3. Time does not heal all wounds
‘Time heals all wounds’ is perhaps the most popular maxim on forgiveness. For the most part, this advice holds true. Time has a magical way of resetting our perspective. We usually get distracted by something else and either forget about it altogether or realize that whatever bothered us so much really doesn’t matter all that much.
However, my experience suggests that when it comes to healing from major wounds, the answer is more complex. I’ve met too many old people who remain embittered over wounds inflicted decades prior to believe that the passage of time alone is enough to heal from serious suffering. Letting the big stuff go requires skill and perspective. It’s not easy to do. You have to do it with patience, love and purpose. (This is active healing.)
The other overlooked aspect of healing and time is that forgiveness is often misconceived as a one-time event. This is far too simple because most people can forgive in a moment only to get caught up in a vicious cycle of rumination later on.
The reason why we do this is that our brains are hardwired to associate fear with threatening stimuli. When someone wounds us, their memory becomes a symbol for a future threat to our well-being. When negative feelings are re-lived in our memories, the neural circuits that they are housed in become strengthened.

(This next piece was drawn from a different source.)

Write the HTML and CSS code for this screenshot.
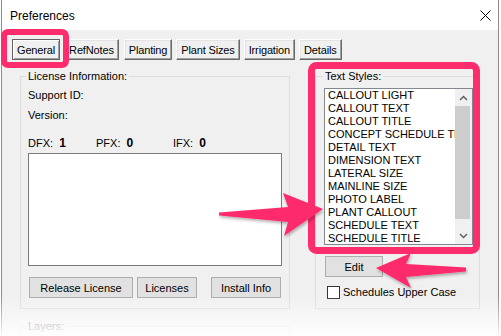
FILE: index.html
```html
<!DOCTYPE html>
<html lang="en">
<head>
  <meta charset="UTF-8" />
  <title>Preferences</title>
  <link rel="stylesheet" href="styles.css">
</head>
<body>

  <div class="window">
    <div class="titlebar">
      <span class="title">Preferences</span>
      <svg class="close" width="11" height="11" viewBox="0 0 11 11">
        <path d="M0.5 0.5 L10.5 10.5 M10.5 0.5 L0.5 10.5" stroke="#000" stroke-width="1" />
      </svg>
    </div>

    <div class="dialog">
      <div class="tabs">
        <button class="tab tab-active">General</button>
        <button class="tab">RefNotes</button>
        <button class="tab tab-planting">Planting</button>
        <button class="tab">Plant Sizes</button>
        <button class="tab">Irrigation</button>
        <button class="tab">Details</button>
      </div>

      <div class="groups">
        <fieldset class="group license">
          <legend>License Information:</legend>
          <div class="field">Support ID:</div>
          <div class="field field-version">Version:</div>
          <div class="counts">
            <span class="count">DFX: <b>1</b></span>
            <span class="count count-pfx">PFX: <b>0</b></span>
            <span class="count">IFX: <b>0</b></span>
          </div>
          <div class="license-box"></div>
          <div class="license-buttons">
            <button class="btn btn-release">Release License</button>
            <button class="btn btn-licenses">Licenses</button>
            <button class="btn btn-install">Install Info</button>
          </div>
        </fieldset>

        <fieldset class="group styles">
          <legend>Text Styles:</legend>
          <div class="listbox">
            <ul class="list-items">
              <li>CALLOUT LIGHT</li>
              <li>CALLOUT TEXT</li>
              <li>CALLOUT TITLE</li>
              <li>CONCEPT SCHEDULE TEXT</li>
              <li>DETAIL TEXT</li>
              <li>DIMENSION TEXT</li>
              <li>LATERAL SIZE</li>
              <li>MAINLINE SIZE</li>
              <li>PHOTO LABEL</li>
              <li>PLANT CALLOUT</li>
              <li>SCHEDULE TEXT</li>
              <li>SCHEDULE TITLE</li>
            </ul>
            <div class="scrollbar">
              <div class="scroll-btn">
                <svg width="9" height="6" viewBox="0 0 9 6"><path d="M1 5 L4.5 1.5 L8 5" fill="none" stroke="#606060" stroke-width="1.5" /></svg>
              </div>
              <div class="scroll-track"><div class="scroll-thumb"></div></div>
              <div class="scroll-btn">
                <svg width="9" height="6" viewBox="0 0 9 6"><path d="M1 1 L4.5 4.5 L8 1" fill="none" stroke="#606060" stroke-width="1.5" /></svg>
              </div>
            </div>
          </div>
          <button class="btn btn-edit">Edit</button>
          <label class="check"><span class="checkbox"></span>Schedules Upper Case</label>
        </fieldset>
      </div>

      <fieldset class="group layers">
        <legend>Layers:</legend>
      </fieldset>
    </div>
  </div>

  <div class="fade"></div>

  <!-- callout annotations drawn over the dialog -->
  <svg class="annotations" width="501" height="336" viewBox="0 0 501 336">
    <defs>
      <filter id="shadow" x="-20%" y="-20%" width="140%" height="140%">
        <feDropShadow dx="1" dy="2" stdDeviation="1.5" flood-color="#000" flood-opacity="0.3" />
      </filter>
    </defs>
    <rect x="4" y="32" width="62" height="33" rx="4" fill="none" stroke="#fd2c6c" stroke-width="6" />
    <rect x="311.5" y="65.5" width="165" height="185" rx="5" fill="none" stroke="#fd2c6c" stroke-width="7" />
    <path filter="url(#shadow)" fill="#fd2c6c"
          d="M219 212.5 L288 207 L283 193 L323 209 L284 236 L288 222 L219 215.5 Z" />
    <path filter="url(#shadow)" fill="#fd2c6c"
          d="M376 268 L411 253 L406 264 L466 267.5 L466 271.5 L406 277 L411 288 Z" />
  </svg>

</body>
</html>
```

FILE: styles.css
```css
body {
  margin: 0;
  width: 501px;
  height: 336px;
  overflow: hidden;
  position: relative;
  background: #ffffff;
  font-family: "Liberation Sans", Arial, sans-serif;
  font-size: 11px;
  color: #000;
}

.window {
  margin-left: 1px;
  width: 498px;
  height: 336px;
  box-sizing: border-box;
  border-left: 1px solid #8c8c8c;
  border-right: 1px solid #8c8c8c;
  display: flex;
  flex-direction: column;
  overflow: hidden;
}

.titlebar {
  height: 30px;
  flex: none;
  background: #ffffff;
  display: flex;
  align-items: center;
  justify-content: space-between;
  padding: 2px 7px 0 8px;
  box-sizing: border-box;
}

.title {
  font-size: 12px;
}

.close {
  margin-top: -2px;
}

.dialog {
  flex: 1;
  min-height: 0;
  overflow: hidden;
  background: #f0f0f0;
}

/* tab row of classic 3D buttons */
.tabs {
  display: flex;
  gap: 4px;
  padding: 9px 0 0 10px;
}

.tab {
  font: inherit;
  letter-spacing: -0.15px;
  height: 21px;
  padding: 0 4px;
  background: #f0f0f0;
  border: 1px solid;
  border-color: #ffffff #696969 #696969 #ffffff;
  box-shadow: inset -1px -1px #a0a0a0, inset 1px 1px #e3e3e3;
  color: #000;
}

.tab-active {
  border-color: #646464;
  box-shadow: inset 1px 1px #ffffff, inset -1px -1px #a0a0a0;
}

.tab-planting {
  margin-left: 1px;
}

.groups {
  display: flex;
  gap: 25px;
  padding: 10px 0 0 18px;
}

.group {
  margin: 0;
  min-width: 0;
  box-sizing: border-box;
  border: 1px solid #dcdcdc;
}

.group legend {
  padding: 0 2px;
  margin-left: -2px;
  line-height: 13px;
}

.license {
  width: 270px;
  padding: 6px 7px 9px 7px;
}

.field {
  line-height: 13px;
}

.field-version {
  margin-top: 7px;
}

.counts {
  display: flex;
  margin-top: 15px;
  line-height: 13px;
}

.count {
  width: 68px;
}

.count-pfx {
  width: 77px;
}

.count b {
  font-size: 12px;
  margin-left: 3px;
}

.license-box {
  margin-top: 3px;
  height: 113px;
  width: 254px;
  box-sizing: border-box;
  background: #ffffff;
  border: 1px solid #7a7a7a;
}

.license-buttons {
  display: flex;
  gap: 4px;
  margin-top: 11px;
  padding-left: 1px;
}

.btn {
  font: inherit;
  height: 21px;
  padding: 0;
  background: #e1e1e1;
  border: 1px solid #adadad;
  color: #000;
}

.btn-release {
  width: 104px;
}

.btn-licenses {
  width: 60px;
}

.btn-install {
  width: 70px;
  margin-left: 10px;
}

.styles {
  width: 165px;
  padding: 5px 8px 9px 8px;
}

.styles legend {
  margin-left: -1px;
}

.listbox {
  display: flex;
  width: 149px;
  height: 157px;
  box-sizing: border-box;
  background: #ffffff;
  border: 1px solid #828790;
}

.list-items {
  list-style: none;
  margin: 0;
  padding: 0 0 0 3px;
  flex: 1;
  overflow: hidden;
  white-space: nowrap;
}

.list-items li {
  line-height: 13px;
}

.scrollbar {
  width: 17px;
  flex: none;
  background: #f0f0f0;
  display: flex;
  flex-direction: column;
}

.scroll-btn {
  height: 17px;
  display: flex;
  align-items: center;
  justify-content: center;
}

.scroll-track {
  flex: 1;
}

.scroll-thumb {
  height: 113px;
  margin-right: 2px;
  background: #cdcdcd;
}

.btn-edit {
  display: block;
  width: 58px;
  margin: 11px 0 0 1px;
}

.check {
  display: flex;
  align-items: center;
  margin: 9px 0 0 3px;
  line-height: 13px;
}

.checkbox {
  width: 13px;
  height: 13px;
  box-sizing: border-box;
  background: #ffffff;
  border: 1px solid #333333;
  margin-right: 3px;
}

.layers {
  width: 270px;
  height: 40px;
  margin: 11px 0 0 18px;
  padding: 0 7px;
  color: #6d6d6d;
}

.fade {
  position: absolute;
  left: 0;
  top: 296px;
  width: 501px;
  height: 40px;
  background: linear-gradient(to bottom, rgba(255, 255, 255, 0), rgba(255, 255, 255, 0.92));
}

.annotations {
  position: absolute;
  left: 0;
  top: 0;
  pointer-events: none;
}
```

That’s why the thought loops we feel trapped in when we ruminate are so hard to escape from. We associate people with all sorts of symbols: songs, places traveled together, movies, mutual friends. All these things can trigger the memory of that person, which in turn triggers the memory of what you don’t like about that person. When you’re wounded deeply, forgiveness is a decision that you have to make over and over again.
If forgiveness is the solution to anger, does that mean that anger is bad?
One of the reasons we hold onto to anger longer than we should is that we believe anger protects us. Perhaps we unconsciously fear that if we just let things go, we’ll become pushovers and make ourselves vulnerable to future assaults.
The energy that we create as a result of holding onto anger for long periods damages our mental and physical health. If left unaddressed for too long, the cycle of ruminating on resentment becomes a black hole at the center of our emotional universe, sucking in the light in its orbit as it slowly warps the spacetime of our souls. The more you give into it by indulging negative thoughts and feelings, the more you feed its density, strengthening its gravitational pull.
This is where caution is required. I’ve found it useful to avoid labeling anger as a ‘negative’ emotion because even though too much anger can be unhealthy, anger isn’t an altogether bad thing. Casting a global label on a basic emotion like anger can backfire on us because anger can be a useful signal that an important value or boundary has been violated. It can be a motivator to address problems that need to be confronted.
The trick is to find the right balance. When we resign ourselves to stew in anger for unhealthy lengths of time, it only increases our own suffering. But when we don’t acknowledge that we are angry, we can feel taken advantage of in the long run, which only creates deep seated resentment.
It helps to look at mistakes people make in perspective. In time, I’ve come to see that no matter how negative, the experiences I’ve had with forgiving and being forgiven have served as some of my life’s most important lessons. Life sometimes gives us gifts we didn’t want and didn’t ask for. But they are gifts that can nonetheless serve us well if we learn how to use them.